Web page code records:

——

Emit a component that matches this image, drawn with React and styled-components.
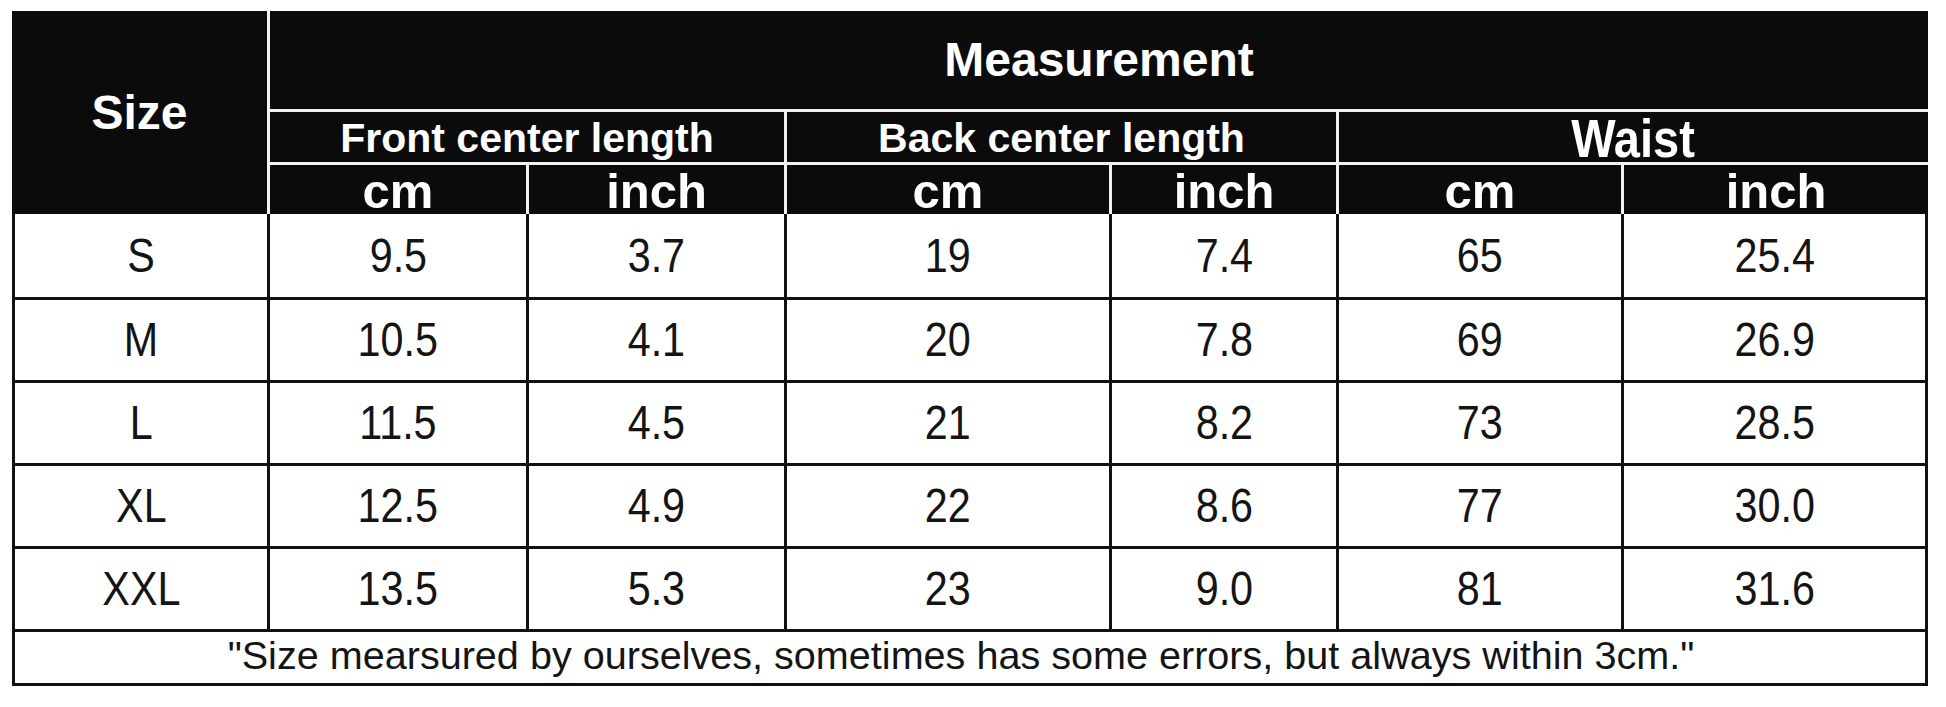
import React from 'react';
import styled, { createGlobalStyle } from 'styled-components';

const GlobalStyle = createGlobalStyle`
  html, body {
    margin: 0;
    padding: 0;
    background: #ffffff;
  }
  body {
    font-family: "Liberation Sans", Arial, Helvetica, sans-serif;
  }
`;

const columns = '255px 256px 255px 322px 224px 282px 304px';

const rows = [
  { size: 'S', values: ['9.5', '3.7', '19', '7.4', '65', '25.4'] },
  { size: 'M', values: ['10.5', '4.1', '20', '7.8', '69', '26.9'] },
  { size: 'L', values: ['11.5', '4.5', '21', '8.2', '73', '28.5'] },
  { size: 'XL', values: ['12.5', '4.9', '22', '8.6', '77', '30.0'] },
  { size: 'XXL', values: ['13.5', '5.3', '23', '9.0', '81', '31.6'] },
];

const groups = [
  { title: 'Front center length', col: '2 / 4', size: 41 },
  { title: 'Back center length', col: '4 / 6', size: 41 },
  { title: 'Waist', col: '6 / 8', size: 54, squeeze: 0.87 },
];

const Page = styled.div`
  padding: 11px 0 0 12px;
`;

const Chart = styled.div`
  width: 1916px;
`;

const Head = styled.div`
  display: grid;
  grid-template-columns: ${columns};
  grid-template-rows: 98px 50px 49px;
  gap: 3px;
  background: #f2f2f2;
`;

const HeadCell = styled.div`
  grid-column: ${(p) => p.$col};
  grid-row: ${(p) => p.$row};
  display: flex;
  align-items: center;
  justify-content: center;
  background: #0b0b0b;
  color: #ffffff;
  font-weight: 700;
  font-size: ${(p) => p.$size}px;
  line-height: 1;
  white-space: nowrap;
  padding-top: ${(p) => p.$nudge || 0}px;
`;

const Body = styled.div`
  display: grid;
  grid-template-columns: 252px 256px 255px 322px 224px 282px 301px;
  grid-template-rows: 83px repeat(4, 80px) 51px;
  gap: 3px;
  padding: 0 3px 3px;
  background: #111111;
`;

const Cell = styled.div`
  display: flex;
  align-items: center;
  justify-content: center;
  background: #ffffff;
  color: #141414;
  font-size: 48px;
  line-height: 1;
  white-space: nowrap;
`;

// footer line spans the full width, text sits a touch left of centre
const Note = styled(Cell)`
  grid-column: 1 / -1;
  font-size: 39.6px;
  padding: 0 18px 4px 0;
`;

const Text = styled.span`
  display: inline-block;
  transform: scaleX(${(p) => p.$squeeze || 1});
`;

export default function App() {
  return (
    <>
      <GlobalStyle />
      <Page>
        <Chart>
          <Head>
            <HeadCell $col="1" $row="1 / 4" $size={48}>Size</HeadCell>
            <HeadCell $col="2 / 8" $row="1" $size={48}>Measurement</HeadCell>
            {groups.map((g) => (
              <HeadCell key={g.title} $col={g.col} $row="2" $size={g.size} $nudge={2}>
                <Text $squeeze={g.squeeze}>{g.title}</Text>
              </HeadCell>
            ))}
            {['cm', 'inch', 'cm', 'inch', 'cm', 'inch'].map((unit, i) => (
              <HeadCell key={i} $col={`${i + 2}`} $row="3" $size={49} $nudge={4}>
                {unit}
              </HeadCell>
            ))}
          </Head>
          <Body>
            {rows.map((r) => (
              <React.Fragment key={r.size}>
                <Cell>
                  <Text $squeeze={0.86}>{r.size}</Text>
                </Cell>
                {r.values.map((v, i) => (
                  <Cell key={i}>
                    <Text $squeeze={0.86}>{v}</Text>
                  </Cell>
                ))}
              </React.Fragment>
            ))}
            <Note>
              "Size mearsured by ourselves, sometimes has some errors, but always within 3cm."
            </Note>
          </Body>
        </Chart>
      </Page>
    </>
  );
}
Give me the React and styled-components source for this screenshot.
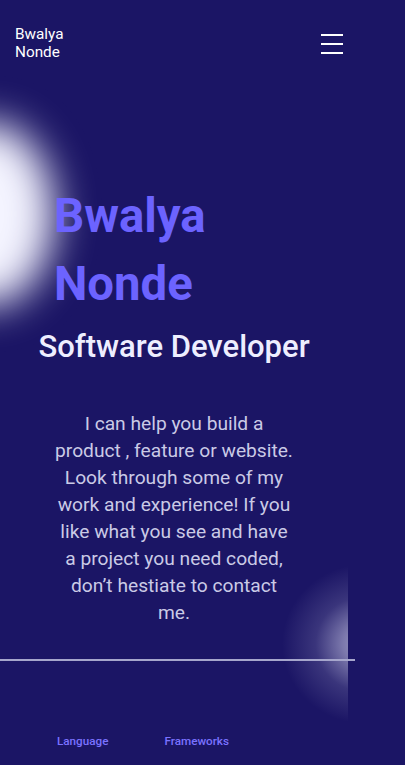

——

_What this task involves_
Extract the full listing above verbatim; pictures are to be left out of the copy.

_Result of the exercise_
Emit a component that matches this image, drawn with React and styled-components.
import React from 'react';
import styled, { createGlobalStyle } from 'styled-components';

const GlobalStyle = createGlobalStyle`
  html, body {
    margin: 0;
    padding: 0;
    background: #ffffff;
  }
  body {
    font-family: "Liberation Sans", Arial, Helvetica, sans-serif;
  }
`;

const columns = '255px 256px 255px 322px 224px 282px 304px';

const rows = [
  { size: 'S', values: ['9.5', '3.7', '19', '7.4', '65', '25.4'] },
  { size: 'M', values: ['10.5', '4.1', '20', '7.8', '69', '26.9'] },
  { size: 'L', values: ['11.5', '4.5', '21', '8.2', '73', '28.5'] },
  { size: 'XL', values: ['12.5', '4.9', '22', '8.6', '77', '30.0'] },
  { size: 'XXL', values: ['13.5', '5.3', '23', '9.0', '81', '31.6'] },
];

const groups = [
  { title: 'Front center length', col: '2 / 4', size: 41 },
  { title: 'Back center length', col: '4 / 6', size: 41 },
  { title: 'Waist', col: '6 / 8', size: 54, squeeze: 0.87 },
];

const Page = styled.div`
  padding: 11px 0 0 12px;
`;

const Chart = styled.div`
  width: 1916px;
`;

const Head = styled.div`
  display: grid;
  grid-template-columns: ${columns};
  grid-template-rows: 98px 50px 49px;
  gap: 3px;
  background: #f2f2f2;
`;

const HeadCell = styled.div`
  grid-column: ${(p) => p.$col};
  grid-row: ${(p) => p.$row};
  display: flex;
  align-items: center;
  justify-content: center;
  background: #0b0b0b;
  color: #ffffff;
  font-weight: 700;
  font-size: ${(p) => p.$size}px;
  line-height: 1;
  white-space: nowrap;
  padding-top: ${(p) => p.$nudge || 0}px;
`;

const Body = styled.div`
  display: grid;
  grid-template-columns: 252px 256px 255px 322px 224px 282px 301px;
  grid-template-rows: 83px repeat(4, 80px) 51px;
  gap: 3px;
  padding: 0 3px 3px;
  background: #111111;
`;

const Cell = styled.div`
  display: flex;
  align-items: center;
  justify-content: center;
  background: #ffffff;
  color: #141414;
  font-size: 48px;
  line-height: 1;
  white-space: nowrap;
`;

// footer line spans the full width, text sits a touch left of centre
const Note = styled(Cell)`
  grid-column: 1 / -1;
  font-size: 39.6px;
  padding: 0 18px 4px 0;
`;

const Text = styled.span`
  display: inline-block;
  transform: scaleX(${(p) => p.$squeeze || 1});
`;

export default function App() {
  return (
    <>
      <GlobalStyle />
      <Page>
        <Chart>
          <Head>
            <HeadCell $col="1" $row="1 / 4" $size={48}>Size</HeadCell>
            <HeadCell $col="2 / 8" $row="1" $size={48}>Measurement</HeadCell>
            {groups.map((g) => (
              <HeadCell key={g.title} $col={g.col} $row="2" $size={g.size} $nudge={2}>
                <Text $squeeze={g.squeeze}>{g.title}</Text>
              </HeadCell>
            ))}
            {['cm', 'inch', 'cm', 'inch', 'cm', 'inch'].map((unit, i) => (
              <HeadCell key={i} $col={`${i + 2}`} $row="3" $size={49} $nudge={4}>
                {unit}
              </HeadCell>
            ))}
          </Head>
          <Body>
            {rows.map((r) => (
              <React.Fragment key={r.size}>
                <Cell>
                  <Text $squeeze={0.86}>{r.size}</Text>
                </Cell>
                {r.values.map((v, i) => (
                  <Cell key={i}>
                    <Text $squeeze={0.86}>{v}</Text>
                  </Cell>
                ))}
              </React.Fragment>
            ))}
            <Note>
              "Size mearsured by ourselves, sometimes has some errors, but always within 3cm."
            </Note>
          </Body>
        </Chart>
      </Page>
    </>
  );
}
Give me the React and styled-components source for this screenshot.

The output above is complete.